Even if it forces utilities out of their comfort zone, the industry will continue to move toward the cloud. “The push is going to go more to the cloud as servers age and the technology changes,” Mr. Spiers predicts. The cost and complexity of maintaining an independent system will continue to rise, as will the security risks, and older systems will simply be unable to keep up.

Making the switch from in-house data storage to the cloud is just one of the many issues storming the industry. “In the utility industry, there is always something new. Whether it’s drought, El Nino, or the issue of a new contaminants concern, there is always something that continues to drive the industry.”

With this in mind, utility providers will continue to turn to technology to help handle the industry’s complex – and ever present – complications. Boosting efficiency and reliability will remain at the forefront of IT solutions. “On the technology side, the new change is really working objectively with performance management and business intelligence tools on how to continue to best maximize and optimize utility performance.”

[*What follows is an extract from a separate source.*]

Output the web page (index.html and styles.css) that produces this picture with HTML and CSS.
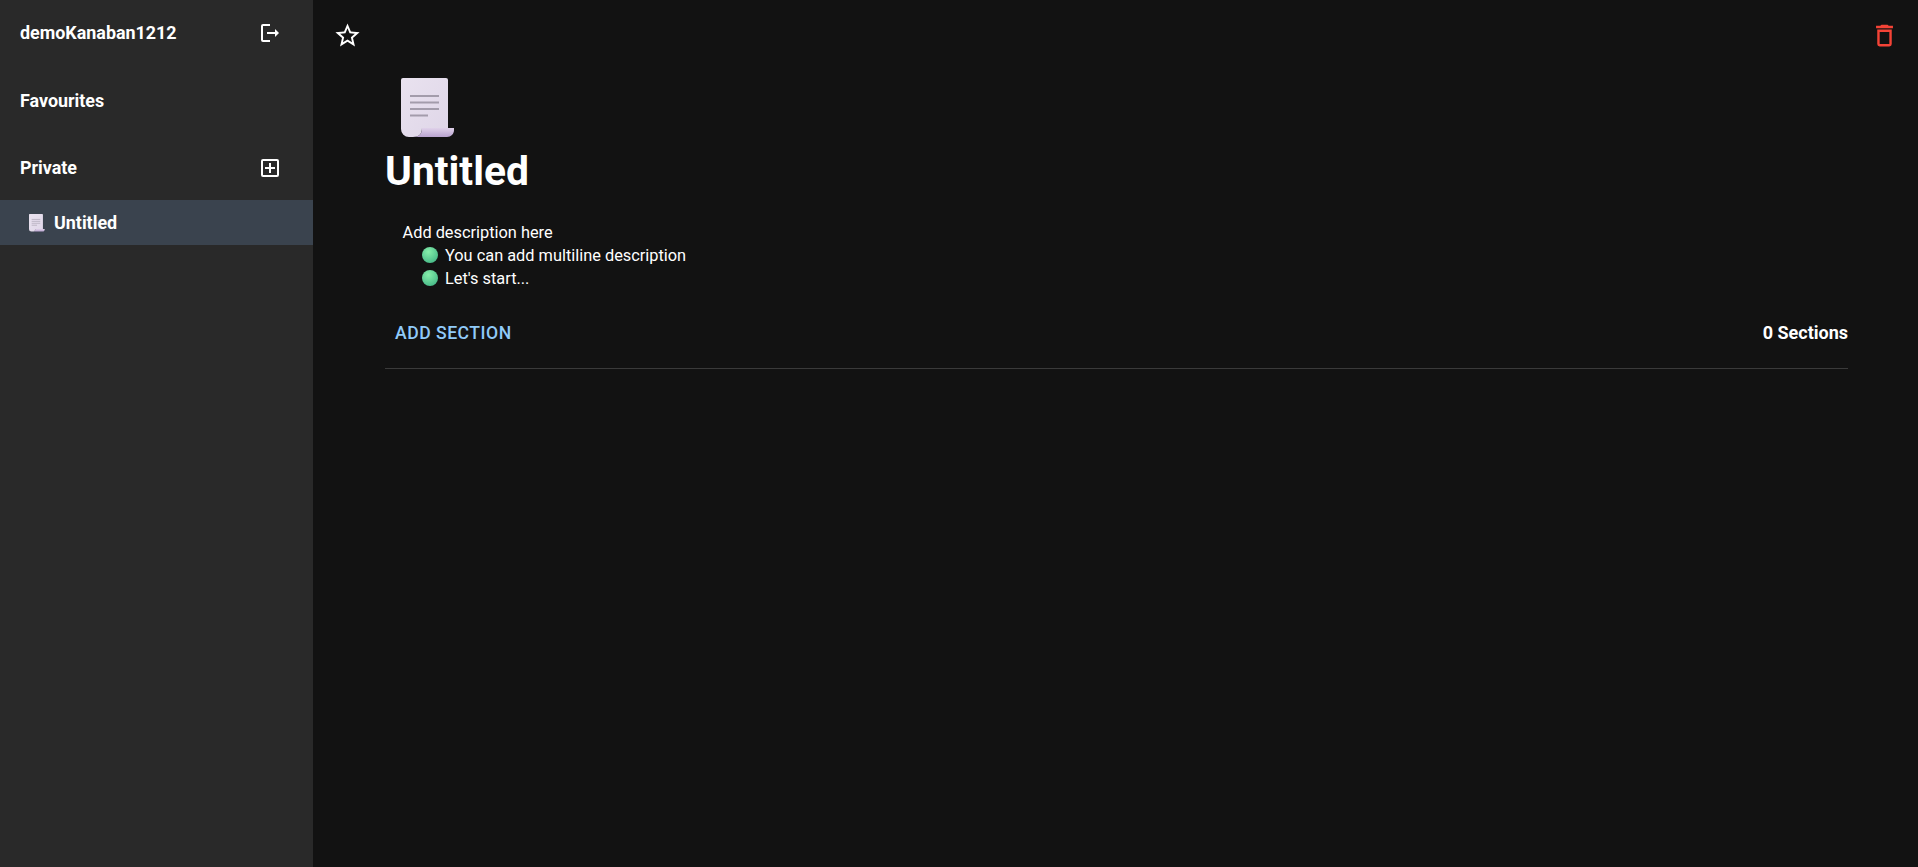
FILE: index.html
```html
<!DOCTYPE html>
<html lang="en">
<head>
    <meta charset="UTF-8">
    <title>Kanban</title>
    <link rel="stylesheet" href="styles.css">
</head>
<body>
    <svg class="defs" width="0" height="0">
        <defs>
            <linearGradient id="paper" x1="0" y1="0" x2="1" y2="1">
                <stop offset="0" stop-color="#e9e2ef"/>
                <stop offset="1" stop-color="#dfd6e8"/>
            </linearGradient>
            <linearGradient id="curl" x1="0" y1="0" x2="0" y2="1">
                <stop offset="0" stop-color="#e0d2ea"/>
                <stop offset="1" stop-color="#b9a3cf"/>
            </linearGradient>
            <radialGradient id="ball" cx="0.4" cy="0.3" r="0.8">
                <stop offset="0" stop-color="#86eeaa"/>
                <stop offset="1" stop-color="#42b585"/>
            </radialGradient>
            <symbol id="doc" viewBox="0 0 54 60">
                <path d="M2 0h43a2 2 0 0 1 2 2v48H21c0 6-3 9-9 9H8a8 8 0 0 1-8-8V2a2 2 0 0 1 2-2z" fill="url(#paper)"/>
                <path d="M12 59c6 0 9-3 9-9h32v2c0 4-3 7-7 7z" fill="url(#curl)"/>
                <path d="M9 18h29M9 24.500h29M9 31h29M9 37.500h18" stroke="#a39cab" stroke-width="2" fill="none"/>
            </symbol>
        </defs>
    </svg>

    <div class="app">
        <aside class="sidebar">
            <div class="side-row side-top">
                <span class="side-label">demoKanaban1212</span>
                <svg class="icon" viewBox="0 0 24 24"><path d="M5 5h7V3H5a2 2 0 0 0-2 2v14a2 2 0 0 0 2 2h7v-2H5V5zm16 7-4-4v3H9v2h8v3l4-4z"/></svg>
            </div>
            <div class="side-row side-fav">
                <span class="side-label">Favourites</span>
            </div>
            <div class="side-row side-private">
                <span class="side-label">Private</span>
                <svg class="icon" viewBox="0 0 24 24"><path d="M19 3H5a2 2 0 0 0-2 2v14a2 2 0 0 0 2 2h14a2 2 0 0 0 2-2V5a2 2 0 0 0-2-2zm0 16H5V5h14v14zm-8-2h2v-4h4v-2h-4V7h-2v4H7v2h4v4z"/></svg>
            </div>
            <div class="board-item">
                <svg class="board-emoji"><use href="#doc"/></svg>
                <span class="side-label">Untitled</span>
            </div>
        </aside>

        <main class="main">
            <div class="toolbar">
                <svg class="icon star" viewBox="0 0 24 24"><path d="m22 9.240-7.190-.620L12 2 9.190 8.630 2 9.240l5.460 4.730L5.820 21 12 17.270 18.180 21l-1.630-7.030L22 9.240zM12 15.400l-3.760 2.270 1-4.280-3.320-2.880 4.380-.380L12 6.100l1.710 4.040 4.380.380-3.320 2.880 1 4.280L12 15.400z"/></svg>
                <svg class="icon trash" viewBox="0 0 24 24"><path d="M6 19a2 2 0 0 0 2 2h8a2 2 0 0 0 2-2V7H6v12zM8 9h8v10H8V9zm7.500-5-1-1h-5l-1 1H5v2h14V4h-3.500z"/></svg>
            </div>
            <div class="content">
                <svg class="page-emoji"><use href="#doc"/></svg>
                <h1 class="title">Untitled</h1>
                <div class="description">
                    <p>Add description here</p>
                    <p class="bullet"><svg class="ball" viewBox="0 0 16 16"><circle cx="8" cy="8" r="8" fill="url(#ball)"/></svg>You can add multiline description</p>
                    <p class="bullet"><svg class="ball" viewBox="0 0 16 16"><circle cx="8" cy="8" r="8" fill="url(#ball)"/></svg>Let's start...</p>
                </div>
                <div class="section-bar">
                    <button class="add-section">ADD SECTION</button>
                    <span class="section-count">0 Sections</span>
                </div>
                <div class="divider"></div>
            </div>
        </main>
    </div>
</body>
</html>
```
FILE: styles.css
```css
* {
    margin: 0;
    padding: 0;
    box-sizing: border-box;
}
html, body {
    height: 100%;
}
body {
    background-color: #121212;
    color: #fff;
    font-family: 'Roboto', sans-serif;
    font-size: 16px;
    overflow: hidden;
}
.defs {
    position: absolute;
}
.app {
    display: flex;
    height: 867px;
}
.sidebar {
    width: 313px;
    flex-shrink: 0;
    background-color: #292929;
}
.side-row {
    display: flex;
    justify-content: space-between;
    align-items: center;
    height: 24px;
    padding: 0 31px 0 20px;
}
.side-top {
    margin-top: 21px;
}
.side-fav {
    margin-top: 44px;
}
.side-private {
    margin-top: 43px;
}
.side-label {
    font-size: 17.900px;
    font-weight: 700;
    line-height: 24px;
}
.icon {
    width: 24px;
    height: 24px;
    fill: #fff;
    display: block;
}
.board-item {
    display: flex;
    align-items: center;
    height: 45px;
    margin-top: 20px;
    padding-left: 29px;
    background-color: #3a434e;
}
.board-emoji {
    width: 16px;
    height: 18px;
    margin-right: 9px;
}
.main {
    flex: 1;
    min-width: 0;
}
.toolbar {
    display: flex;
    justify-content: space-between;
    padding: 21px 19px 0 20px;
}
.star,
.trash {
    width: 29px;
    height: 29px;
}
.trash {
    fill: #f44336;
}
.content {
    padding: 28px 70px 0 72px;
}
.page-emoji {
    display: block;
    width: 54px;
    height: 60px;
    margin-left: 16px;
}
.title {
    font-size: 40.800px;
    font-weight: 700;
    line-height: 47px;
    margin-top: 10px;
}
.description {
    margin-top: 26px;
    padding-left: 17.500px;
    font-size: 16.350px;
    line-height: 23px;
}
.bullet {
    display: flex;
    align-items: center;
    padding-left: 19.500px;
}
.ball {
    width: 16px;
    height: 16px;
    margin-right: 7px;
    margin-bottom: 1px;
}
.section-bar {
    display: flex;
    justify-content: space-between;
    align-items: center;
    height: 36px;
    margin-top: 25px;
}
.add-section {
    background: none;
    border: none;
    color: #90caf9;
    font-family: 'Roboto', sans-serif;
    font-size: 17.600px;
    font-weight: 500;
    padding: 0 10px;
    letter-spacing: 0.5px;
}
.section-count {
    font-size: 18px;
    font-weight: 700;
    margin-bottom: 1px;
}
.divider {
    height: 1px;
    margin-top: 17px;
    background-color: #3a3a3a;
}
```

We live in a world that is flooded with ever-changing technology. Utility providers are required to keep up and are often forced to do more with less – and Westin is there to make sure that they can. Staying at the forefront of the latest advancements is a core company focus. “We will continue to develop state of the art services based on appropriate technology trends,” Mr. Spiers summarizes. “Technology continues to change, and we as a technology consulting and engineering company need to stay at the forefront of where that is going in order to help consult with our clients as to where they need to go.”